A month after losing the 2020 election, Trump named Arnn chairman of his Advisory 1776 Commission, which Trump created during the campaign to combat “left-wing indoctrination in our schools,” according to The New York Times. An official with Hillsdale’s Washington, D.C., satellite campus was named executive director of the commission.

College officials couldn’t be reached for comment about the Placer land purchase. Nor could Kyriakos Tsakopoulos, the son of Angelo Tsakopoulos and head of the University Development Foundation.

The Sacramento Bee first reported more than a year ago on Hillsdale’s negotiations with the University Development Foundation. The land purchase, completed in November by a college affiliate called HC Real Estate Holding Inc., was first reported by the Sacramento Business Journal.

Placer has sought college project for years

Placer officials are operating on a parallel track with Sacramento State.

In July, California State University, Sacramento, announced that it had accepted the donation of 300 acres of land from the developer of the proposed Placer Ranch project north of Roseville and west of Rocklin. The land is worth $27 million, represents the single largest gift in Sacramento State history and is earmarked for a major campus the university will build in partnership with Sierra College.

And now Hillsdale has taken control of an 1,100-acre parcel, immediately west of Roseville, that’s been the subject of considerable scrutiny for decades.

Although some environmental groups have blasted the project as a kind of subterfuge — a scheme to build more houses on open space — county officials and the Tsakopoulos family have long argued that the campus would enhance Placer’s economy and way of life. The county OK’d the project in the early 2000s.

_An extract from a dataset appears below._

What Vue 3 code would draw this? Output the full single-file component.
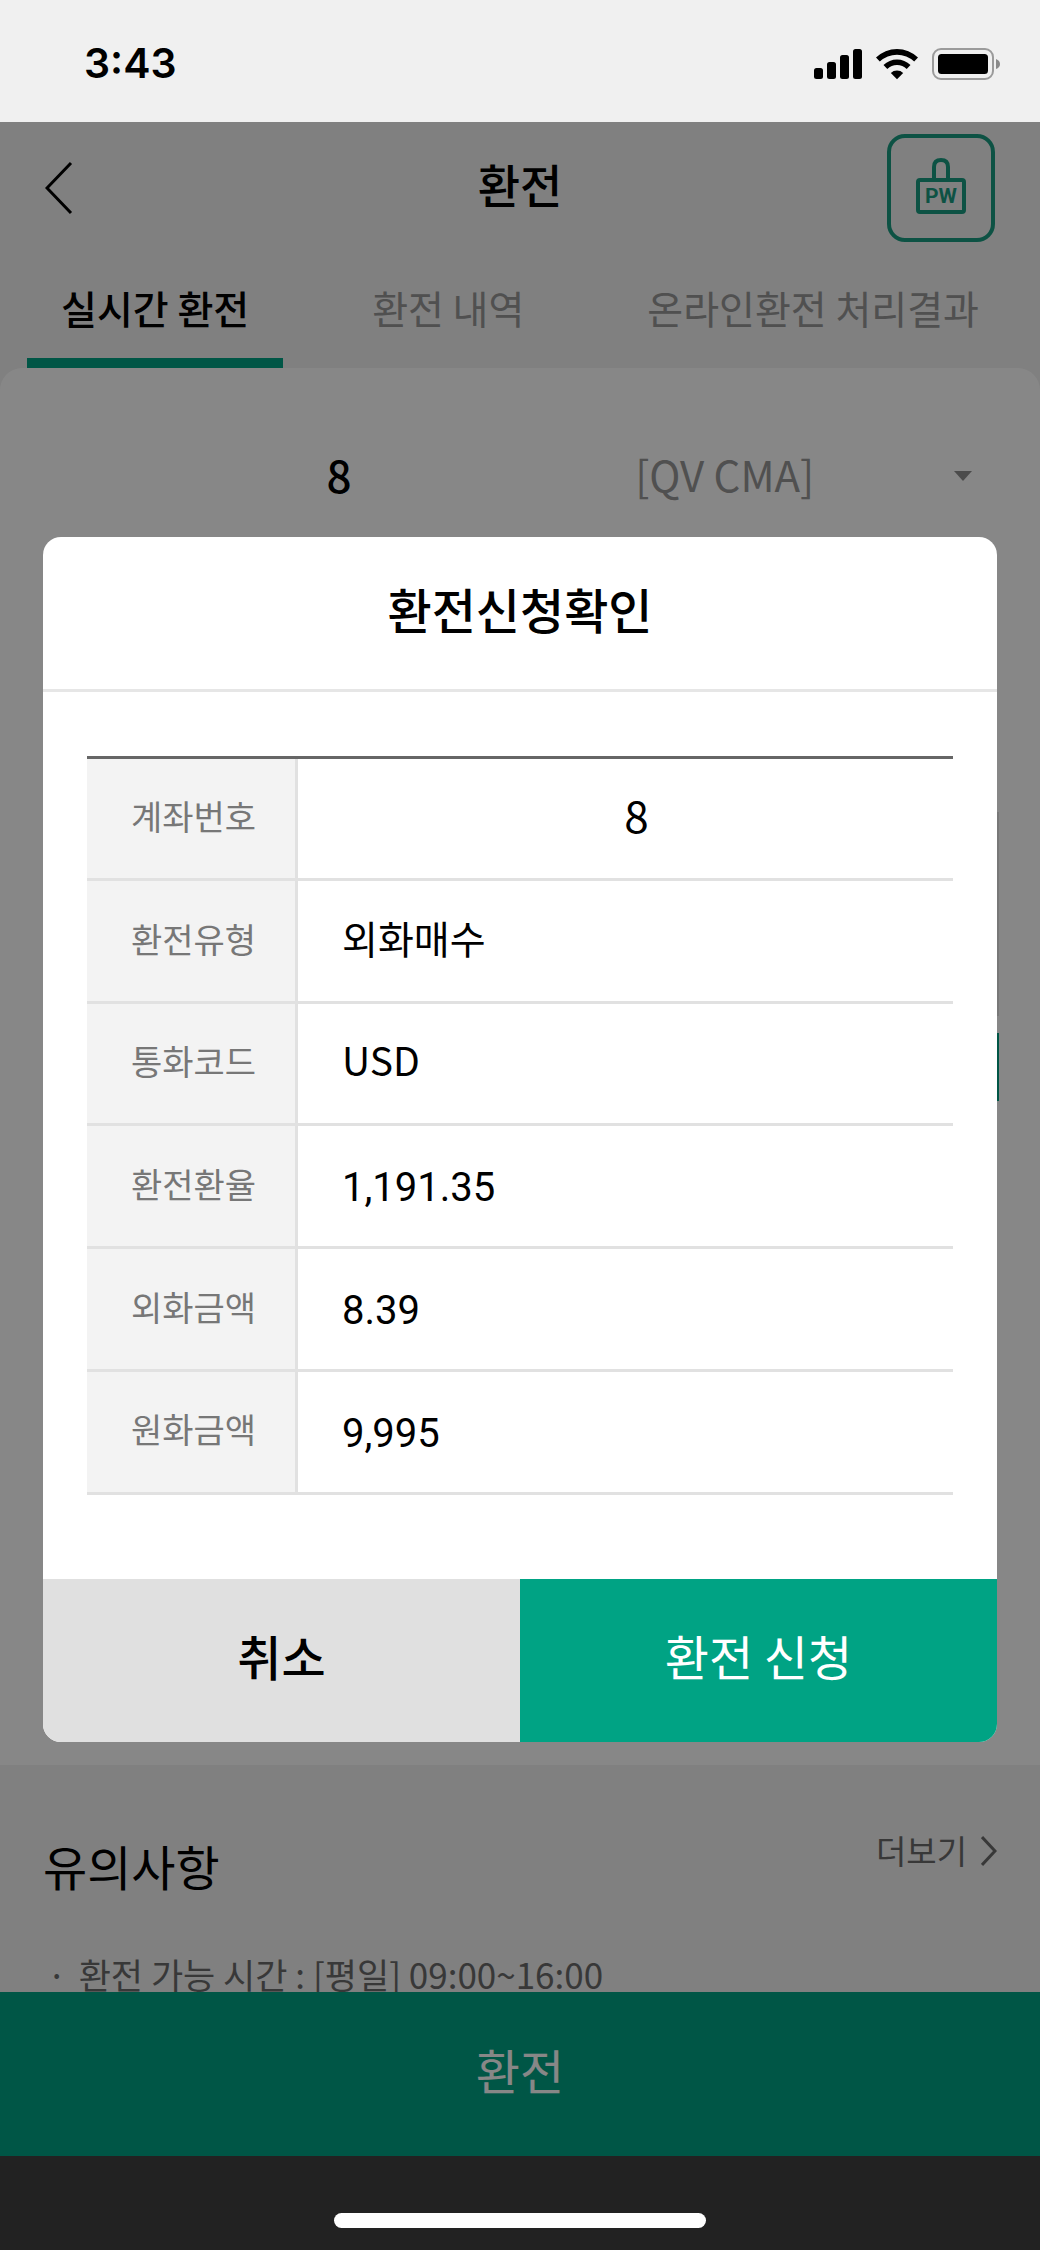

A Catholic religious order was in talks to build a campus on the site but walked away in 2005 because of delays in approvals. A few years later, the Tsakopoulos family and other property owners donated the land to the newly-created University Development Foundation as a means of keeping the college pursuit going.

Drexel University of Philadelphia then stepped in, and went so far as to open a graduate school in Old Sacramento as a starting point for the larger project in Placer. But Drexel abandoned the Placer site and closed the Old Sacramento campus in 2015.

Next up was England’s Warwick University, whose governing board approved a 6,000-student campus on the Placer land in 2017. But Warwick bailed out, too, in part because of political complications created by Brexit — the United Kingdom’s departure from the European Union.

Hillsdale’s land purchase takes the project closer to fruition than ever, said Weygandt, who has toured the main campus in Michigan and met with college officials.

While it’s not clear what form the campus will take, “I’m certain they’re very committed,” the supervisor said.

He said about two-thirds of the land, totaling 650 acres, has been earmarked for the campus. Hillsdale is looking for a development partner to take charge of the remaining land, which would be devoted to commercial and residential use, he said.

Hillsdale had been talking about opening a small satellite campus in the old Tower Theatre in downtown Roseville in addition to the Placer campus. However, it’s not clear to go forward with the Roseville site, said Deputy City Manager Megan McPherson.